Summary
The Wrath of God is a self-absorbed, pretentious thriller that is not smart enough to thrill and not cheesy enough to be a guilty pleasure.
This review of the Netflix film The Wrath of God does not contain spoilers.
There are very few things I can’t stand more than a pretentious thriller. The Wrath of God (originally titled La Ira de Dios) is an Argentinian thriller that is more an elevated lifetime movie genre than anything substantial. The film has an over-inflated ego of self-importance with an alarming lack of subtext. You’ll often see films have a protagonist or villain changing the world with the book they wrote. Here, a legendary novelist named Kolster has a new book that is so highly anticipated that a fervent press follows him. Everyone, it seems, is anticipating the novel’s debut. He is such a gas bag. We watch him speak about his new book being perfection—all while in a standing-room-only auditorium. Trust me, the only way this is happening is if someone discovers a lost Harry Potter novel (and it would have to be before June 2020).
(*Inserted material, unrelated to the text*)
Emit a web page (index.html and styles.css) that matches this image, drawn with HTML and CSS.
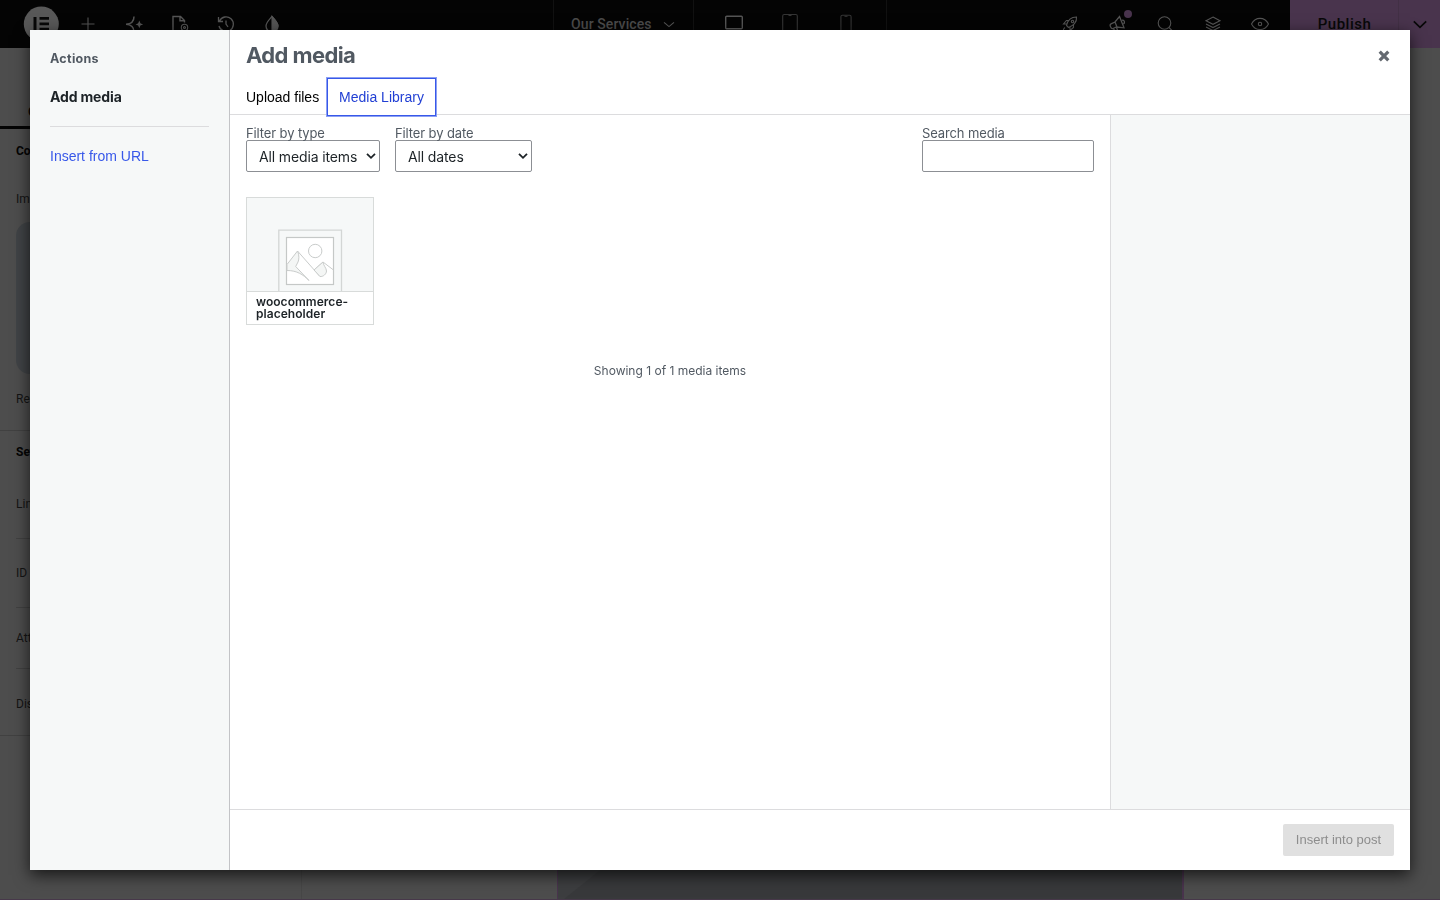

The story follows Luciana (Macarena Achaga), a beautiful student working as an assistant for Kloster (Diego Peretti). Kloster has a wife and a young daughter. Luciana also looks after her. His wife has depression and feels threatened by Luciana. And she has good reason to be worried. When Kolster’s beautiful assistant shows him a scar on her arm, he kisses Luciana. She pulls away, quits, and sues him for sexual harassment.
Over the years, members of Luciana’s family begin to have terrible accidents or die horrible deaths. She thinks Kloster is behind it, but she cannot prove it. Luciana contacts her former boss and Kloster critic, a writer named Esteban (The Two Popes’ Juan Minujin). It just so happens Luciana also quit that job because of his luring looks. She wants him to research and write a story about Kloster. How will this help? She thinks it can expose him as a murderer and leave her family alone. Who better than Kloster’s rival?
Director Sebastián Schindel (The Crimes that Bind) and long-time screenwriting partner Pablo Del Teso attempt to adapt Guillermo Martinez’s novel that talks more about obsession than displaying any of it. When Luciana sues him and wins, Kloster appears everywhere she goes. He appears standing over dead bodies like an ominous gargoyle (cue Jack Nicholson asking, “Is there another kind?). The massive plot holes then pile up and rely on underwritten supporting characters’ incompetence. For instance, when one of her siblings passes away over a crime of passion, Luciana points out she would have known if he was having an affair. The cops assume it must be true even though the note left is not signed. They even failed to see if the girlfriend was having an affair with him. This could easily verify the motive for the crime.
And this is where it becomes the obvious flaw in The Wrath of God. As the motivation is apparent halfway through the film, and as each death occurs, scenes play out quickly without real context. This effectively takes away any suspense the film could have built. It’s an exercise in gratuitous macabre and egomaniacal storytelling where only writers are smart enough to either pull off the crime or solve it. When you combine this with a stomach-turning, twisted finale, The Wrath of God is a thriller not smart enough to thrill and not cheesy enough to be a guilty pleasure.